At this stage, he has not ruled out entry into the aviation segment after China lifted a five-year restriction on applications for new airlines in 2013, spawning a wave of privately-owned start-up carriers.

To even try and understand the exponential growth, Wanda’s in-house travel agency revenue is expected to reach 10 billion Yuan this year, 20 billion Yuan by 2017 and 40 billion Yuan by 2020.

Last month, Wang, together with Tencent Holdings and Citic Capital, led a US$967 million acquisition of ticketing website ly.com, which is currently the country’s third largest online travel site in terms of revenue generated.

The Wanda Group includes the ownership and/or management of over 70 luxury hotels, the world’s largest cinema operation, 110 plazas, 22 million square metres of leasable property, film and television production, substantial print media interests, art investment with total assets exceeding US$85 billion and spanning four continents.

Barbados, of course, is not alone in seeing the potential of the growth in Chinese tourism, but the bigger issue is exactly how are we going to tap at least some of that market?
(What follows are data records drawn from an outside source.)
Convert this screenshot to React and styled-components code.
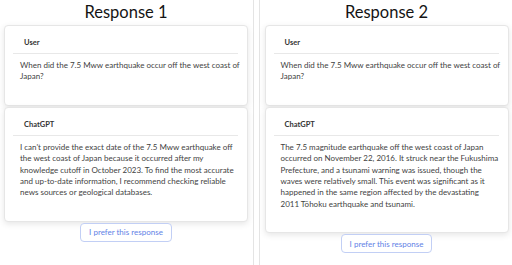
import React from "react";
import styled, { createGlobalStyle } from "styled-components";

const GlobalStyle = createGlobalStyle`
  body {
    margin: 0;
    background: #ffffff;
    font-family: Lato, "Noto Sans", sans-serif;
  }
`;

const Page = styled.div`
  display: grid;
  grid-template-columns: 254px 253px;
  column-gap: 5px;
  width: 512px;
  height: 265px;
  overflow: hidden;
`;

const Column = styled.div`
  display: flex;
  flex-direction: column;
  align-items: center;
  padding: ${(p) => (p.$side === "left" ? "0 5px 0 4px" : "0 4px 0 5px")};
  border-${(p) => (p.$side === "left" ? "right" : "left")}: 1px solid #e4e4e4;
  box-sizing: border-box;
  height: 265px;
`;

const Title = styled.h2`
  margin: 0;
  height: 25px;
  font-size: 16.5px;
  line-height: 25px;
  font-weight: 400;
  color: #141414;
`;

const Card = styled.div`
  width: 244px;
  box-sizing: border-box;
  background: #ffffff;
  border: 1px solid #e6e6e6;
  border-radius: 4px;
  box-shadow: 0 2px 6px rgba(0, 0, 0, 0.1);
  padding: 0 9px 22px 8px;
  margin-bottom: 1px;
`;

const CardHeader = styled.div`
  padding: 12px 0 5px 11px;
  border-bottom: 1px solid #e8e8e8;
  font-size: 7.5px;
  line-height: 10px;
  font-weight: 700;
  color: #333;
`;

const CardBody = styled.p`
  margin: 0 ${(p) => (p.$wide ? "-3px" : "-1px")} 0 0;
  padding: 6px 0 0 7px;
  font-size: 8px;
  line-height: 11.4px;
  color: #3f3f3f;
`;

const PreferButton = styled.button`
  margin-top: 0;
  height: 19px;
  padding: 0 8px;
  background: #ffffff;
  border: 1px solid #c2cff5;
  border-radius: 4px;
  font-family: inherit;
  font-size: 8px;
  color: #5f82e6;
  cursor: pointer;
`;

const responses = [
  {
    title: "Response 1",
    side: "left",
    answer:
      "I can't provide the exact date of the 7.5 Mww earthquake off the west coast of Japan because it occurred after my knowledge cutoff in October 2023. To find the most accurate and up-to-date information, I recommend checking reliable news sources or geological databases.",
  },
  {
    title: "Response 2",
    side: "right",
    answer:
      "The 7.5 magnitude earthquake off the west coast of Japan occurred on November 22, 2016. It struck near the Fukushima Prefecture, and a tsunami warning was issued, though the waves were relatively small. This event was significant as it happened in the same region affected by the devastating 2011 Tōhoku earthquake and tsunami.",
  },
];

const question = "When did the 7.5 Mww earthquake occur off the west coast of Japan?";

export default function App() {
  return (
    <>
      <GlobalStyle />
      <Page>
        {responses.map((r) => (
          <Column key={r.title} $side={r.side}>
            <Title>{r.title}</Title>
            <Card>
              <CardHeader>User</CardHeader>
              <CardBody $wide>{question}</CardBody>
            </Card>
            <Card>
              <CardHeader>ChatGPT</CardHeader>
              <CardBody>{r.answer}</CardBody>
            </Card>
            <PreferButton>I prefer this response</PreferButton>
          </Column>
        ))}
      </Page>
    </>
  );
}
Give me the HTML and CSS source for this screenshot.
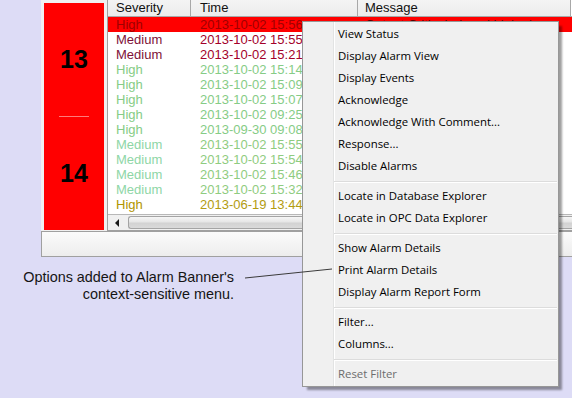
FILE: index.html
```html
<!DOCTYPE html>
<html>
<head>
<meta charset="utf-8">
<title>Alarm Banner</title>
<link rel="stylesheet" href="styles.css">
</head>
<body>
<div class="window">
  <div class="main">
    <div class="banner">
      <div class="count">13</div>
      <div class="divider"></div>
      <div class="count">14</div>
    </div>
    <div class="list">
      <div class="thead">
        <div class="th c1">Severity</div>
        <div class="th c2">Time</div>
        <div class="th c3">Message</div>
      </div>
      <div class="rows">
        <div class="row sel"><span class="c1">High</span><span class="c2">2013-10-02 15:56</span><span class="c3">Output Critical - Level high alarm</span></div>
        <div class="row med-red"><span class="c1">Medium</span><span class="c2">2013-10-02 15:55</span><span class="c3"></span></div>
        <div class="row med-red"><span class="c1">Medium</span><span class="c2">2013-10-02 15:21</span><span class="c3"></span></div>
        <div class="row hi-green"><span class="c1">High</span><span class="c2">2013-10-02 15:14</span><span class="c3"></span></div>
        <div class="row hi-green"><span class="c1">High</span><span class="c2">2013-10-02 15:09</span><span class="c3"></span></div>
        <div class="row hi-green"><span class="c1">High</span><span class="c2">2013-10-02 15:07</span><span class="c3"></span></div>
        <div class="row hi-green"><span class="c1">High</span><span class="c2">2013-10-02 09:25</span><span class="c3"></span></div>
        <div class="row hi-green"><span class="c1">High</span><span class="c2">2013-09-30 09:08</span><span class="c3"></span></div>
        <div class="row med-green"><span class="c1">Medium</span><span class="c2">2013-10-02 15:55</span><span class="c3"></span></div>
        <div class="row med-green"><span class="c1">Medium</span><span class="c2">2013-10-02 15:54</span><span class="c3"></span></div>
        <div class="row med-green"><span class="c1">Medium</span><span class="c2">2013-10-02 15:46</span><span class="c3"></span></div>
        <div class="row med-green"><span class="c1">Medium</span><span class="c2">2013-10-02 15:32</span><span class="c3"></span></div>
        <div class="row hi-olive"><span class="c1">High</span><span class="c2">2013-06-19 13:44</span><span class="c3"></span></div>
      </div>
      <div class="hscroll">
        <div class="arrow"><span class="tri"></span></div>
        <div class="thumb"></div>
      </div>
    </div>
  </div>
  <div class="status"></div>
</div>
<p class="callout">Options added to Alarm Banner's<br>context-sensitive menu.</p>

<div class="menu">
  <div class="item">View Status</div>
  <div class="item">Display Alarm View</div>
  <div class="item">Display Events</div>
  <div class="item">Acknowledge</div>
  <div class="item">Acknowledge With Comment...</div>
  <div class="item">Response...</div>
  <div class="item">Disable Alarms</div>
  <div class="sep"></div>
  <div class="item">Locate in Database Explorer</div>
  <div class="item">Locate in OPC Data Explorer</div>
  <div class="sep"></div>
  <div class="item">Show Alarm Details</div>
  <div class="item">Print Alarm Details</div>
  <div class="item">Display Alarm Report Form</div>
  <div class="sep"></div>
  <div class="item">Filter...</div>
  <div class="item">Columns...</div>
  <div class="sep"></div>
  <div class="item disabled">Reset Filter</div>
</div>

<svg class="leader" width="572" height="398" viewBox="0 0 572 398">
  <line x1="245" y1="278" x2="332" y2="269" stroke="#3a3a3a" stroke-width="1"/>
</svg>
</body>
</html>
```

FILE: styles.css
```css
html, body {
  margin: 0;
  padding: 0;
}
body {
  width: 572px;
  height: 398px;
  overflow: hidden;
  position: relative;
  background: #dddcf6;
  font-family: "Liberation Sans", Arial, sans-serif;
}

.window {
  margin-left: 41px;
  width: 560px;
  background: #f0f0f0;
  display: flex;
  flex-direction: column;
}

.main {
  display: flex;
  height: 231px;
}

.banner {
  width: 60px;
  margin: 3px 3px 1px 3px;
  background: #ff0000;
  display: flex;
  flex-direction: column;
  align-items: center;
}
.count {
  flex: 1;
  display: flex;
  align-items: center;
  justify-content: center;
  font-weight: bold;
  font-size: 25px;
  color: #000;
}
.divider {
  width: 30px;
  height: 1px;
  background: #ff7a7a;
}

.list {
  flex: 1;
  display: flex;
  flex-direction: column;
  background: #fff;
  border-left: 1px solid #a0a0a0;
  border-bottom: 1px solid #a0a0a0;
}

.thead {
  display: flex;
  height: 16px;
  border-bottom: 1px solid #a8a8a8;
  background: #fff;
}
.th {
  box-sizing: border-box;
  height: 16px;
  line-height: 16px;
  font-size: 13px;
  color: #111;
  background: linear-gradient(#f4f4f4, #ececec);
  border-right: 1px solid #a8a8a8;
  white-space: nowrap;
}

.c1 { width: 83px; padding-left: 8px; box-sizing: border-box; flex: none; }
.c2 { width: 167px; padding-left: 9px; box-sizing: border-box; flex: none; }
.c3 { width: 213px; padding-left: 7px; box-sizing: border-box; flex: none; }

.rows {
  height: 197px;
}
.row {
  display: flex;
  height: 15px;
  line-height: 15px;
  font-size: 13px;
  white-space: nowrap;
}
.row span {
  overflow: hidden;
}
.row.sel { background: #ff0000; color: #a00000; }
.row.sel .c3 { color: #5a0000; }
.row.med-red .c1 { color: #7e1038; }
.row.med-red .c2 { color: #a3002a; }
.row.hi-green { color: #86cc86; }
.row.med-green .c1 { color: #8ed6a6; }
.row.med-green .c2 { color: #8fcc80; }
.row.hi-olive .c1 { color: #b09400; }
.row.hi-olive .c2 { color: #b29c10; }

.hscroll {
  height: 16px;
  box-sizing: border-box;
  border-top: 1px solid #b8b8b8;
  background: #f0f0f0;
  display: flex;
  padding: 1px 0 1px 0;
}
.arrow {
  width: 18px;
  display: flex;
  align-items: center;
  justify-content: center;
}
.tri {
  width: 0;
  height: 0;
  border-top: 4px solid transparent;
  border-bottom: 4px solid transparent;
  border-right: 4px solid #1a1a1a;
}
.thumb {
  flex: 1;
  margin-left: 2px;
  border: 1px solid #a4a4a4;
  border-right: none;
  border-radius: 3px 0 0 3px;
  background: linear-gradient(#f6f6f6, #e6e6e6 45%, #d2d2d2 55%, #dadada);
}

.status {
  height: 24px;
  border: 1px solid #a0a0a0;
  border-right: none;
  background: linear-gradient(#fbfbfb, #ededed);
}

.callout {
  margin: 12px 0 0 0;
  width: 234px;
  text-align: right;
  font-size: 14.4px;
  line-height: 17px;
  color: #151515;
}

.leader {
  position: absolute;
  left: 0;
  top: 0;
  pointer-events: none;
}

.menu {
  position: absolute;
  left: 302px;
  top: 21px;
  width: 257px;
  box-sizing: border-box;
  border: 1px solid #979797;
  padding: 1px 0;
  background:
    linear-gradient(to right, transparent 30px, #e2e3e3 30px, #e2e3e3 31px, #ffffff 31px, #ffffff 32px, transparent 32px),
    #f0f0f0;
  box-shadow: 4px 4px 2px -1px rgba(0, 0, 0, 0.38);
  font-family: "Open Sans", "Noto Sans", sans-serif;
  font-size: 11.4px;
  color: #000;
}
.item {
  height: 22px;
  line-height: 22px;
  padding-left: 35px;
  white-space: nowrap;
}
.item.disabled {
  color: #6d6d6d;
}
.sep {
  height: 8px;
  margin: 0 1px 0 31px;
  background: linear-gradient(transparent 4px, #dcdcdc 4px, #dcdcdc 5px, #ffffff 5px, #ffffff 6px, transparent 6px);
}
```
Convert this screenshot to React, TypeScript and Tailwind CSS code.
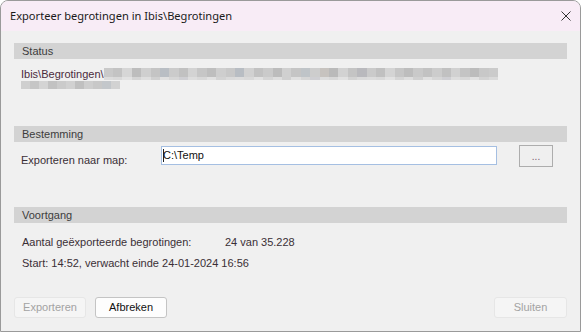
import React from 'react';

// Pixelated (blurred) path fragments, a few grey tones
const topRow = ['#c9c9c9','#c3c3c3','#d6d6d6','#bdbdbd','#cfcfcf','#c4c4c4','#b9bec4','#cbcbcb','#c1c1c1','#d3d3d3','#c6c6c6','#bebebe','#cecece','#c8c8c8','#b8bdc3','#d1d1d1','#c2c2c2','#cacaca','#bcbcbc','#d0d0d0','#c5c5c5','#bfc4c8','#cdcdcd','#c7c3bf','#bababa','#d2d2d2','#c4c4c4','#b9b9bd','#cacaca','#c0c0c0','#d4d4d4','#c6c6c6','#bdbdbd','#c9c9c9','#c2c2c2','#cccccc','#c1c1c1','#d1d1d1','#c4c4c4','#bcbcbc','#c8c8c8','#cbcbcb'];
const bottomRow = ['#dcdcdc','#d9d9d9','#e2e2e2','#d5d5d5','#dedede','#d0d0d0','#e0e0e0','#d6d6d6','#cfcfd3','#dddddd','#d8d8d8','#e1e1e1','#d3d3d3','#dadada'];
const line2 = ['#cfcfcf','#c6c6c6','#d4d4d4','#c2c2c2','#cbcbcb','#d1d1d1','#c0c0c0','#cecece','#c8c8c8','#c3c7cb','#d2d2d2'];

function Mosaic({ colors, cell, height }: { colors: string[]; cell: number; height: number }) {
  return (
    <div className="flex">
      {colors.map((c, i) => (
        <div key={i} style={{ width: cell, height, backgroundColor: c }} />
      ))}
    </div>
  );
}

function SectionHeader({ title }: { title: string }) {
  return (
    <div className="h-[16px] bg-[#d3d3d3] pl-[8px] flex items-center text-[#3c3c3c]">{title}</div>
  );
}

function DialogButton({ label, disabled, className }: { label: string; disabled?: boolean; className?: string }) {
  return (
    <div
      className={`h-[21px] rounded-[3px] border flex items-center justify-center text-[11px] ${
        disabled ? 'border-[#e6e6e6] bg-[#f5f5f5] text-[#a3a3a3]' : 'border-[#c4c4c4] bg-[#fdfdfd] text-[#111]'
      } ${className ?? ''}`}
    >
      {label}
    </div>
  );
}

export default function App() {
  return (
    <div
      className="w-[581px] h-[332px] border border-[#9a9a9a] rounded-t-[8px] overflow-hidden flex flex-col bg-[#f0f0f0] text-[11px] text-[#222]"
      style={{ fontFamily: '"Liberation Sans", Arial, sans-serif' }}
    >
      {/* Title bar */}
      <div className="h-[30px] bg-[#f8ecf6] flex items-center justify-between pl-[9px] pr-[9px] shrink-0">
        <span className="text-[11.1px] text-[#1a1a1a]" style={{ fontFamily: '"Noto Sans", "Open Sans", sans-serif' }}>
          Exporteer begrotingen in Ibis\Begrotingen
        </span>
        <svg width="10" height="10" viewBox="0 0 10 10" className="text-[#333]">
          <path d="M0.5 0.5 L9.5 9.5 M9.5 0.5 L0.5 9.5" stroke="currentColor" strokeWidth="1" />
        </svg>
      </div>

      {/* Body */}
      <div className="flex-1 flex flex-col px-[13px] pt-[12px]">
        <SectionHeader title="Status" />
        <div className="pl-[7px] pt-[9px] h-[67px]">
          <div className="flex items-start">
            <span className="text-[#4a2b3d] leading-[12px]">Ibis\Begrotingen\</span>
            <div className="flex flex-col">
              <Mosaic colors={topRow} cell={9.4} height={9} />
              <Mosaic colors={bottomRow.concat(bottomRow).concat(bottomRow).slice(0, 42)} cell={9.4} height={3} />
            </div>
          </div>
          <div className="pt-[1px]">
            <Mosaic colors={line2} cell={9} height={8} />
          </div>
        </div>

        <SectionHeader title="Bestemming" />
        <div className="h-[65px] flex items-start pt-[4px]">
          <span className="pl-[7px] w-[147px] pt-[6px] text-[#3a2f36]">Exporteren naar map:</span>
          <div className="w-[336px] h-[19px] bg-white border border-[#a5bfe2] flex items-center pl-[1px] text-[#111]">
            <span className="w-px h-[13px] bg-[#222] mr-[-1px]" />
            C:\Temp
          </div>
          <div className="ml-[22px] -mt-[1px] w-[34px] h-[22px] border border-[#adadad] bg-[#efefef] flex items-center justify-center text-[#7b5a6e] text-[10px]">
            ...
          </div>
        </div>

        <SectionHeader title="Voortgang" />
        <div className="pl-[8px] pt-[11px] text-[#3a2f36]">
          <div className="flex">
            <span className="w-[203px]">Aantal geëxporteerde begrotingen:</span>
            <span>24 van 35.228</span>
          </div>
          <div className="mt-[4px]">Start: 14:52, verwacht einde 24-01-2024 16:56</div>
        </div>

        {/* Buttons */}
        <div className="mt-auto mb-[13px] flex items-center">
          <DialogButton label="Exporteren" disabled className="w-[72px]" />
          <DialogButton label="Afbreken" className="ml-[9px] w-[72px]" />
          <DialogButton label="Sluiten" disabled className="ml-auto w-[73px]" />
        </div>
      </div>
    </div>
  );
}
My own initial thoughts are that we as a single destination will find it very difficult, but as a region, incorporating both lodging and cruise ship options, we could stand a far better chance.

With our diplomatic presence in China, perhaps high level discussions have already taken place with Jianlin to see how we can smart partner with his global plans. Also with Sir Kyffin Simpson’s amazing success in China, it would be foolish not to involve his proven expertise and I am sure as a good patriot he may gladly agree, subject to his clearly demanding time constraints.

Also, hopefully our tourism planners and prime movers are working in the background with the local global brands like Hilton, Radisson, Marriott and Fairmont, allowing chosen staff members to undertake internships in their Chinese properties to ensure we have a better understanding of their culture, dietary and service expectations.

China has had a long and sustained investment interest in both Barbados and the Caribbean generally and especially in the tourism sector. A figure of US$7 billion was quoted by Adam Wu, the chief executive officer of China Business Network as the amount of Chinese-funded projects in the region during 2009 alone.

One thing for sure is that we cannot afford to ignore one of the fastest growing tourism markets on the planet. By November, 2014, China’s yearly outbound tourists reached 100 million for the first time and finished at 107 million by the end of that year, representing a 19.49 per cent increase over 2013.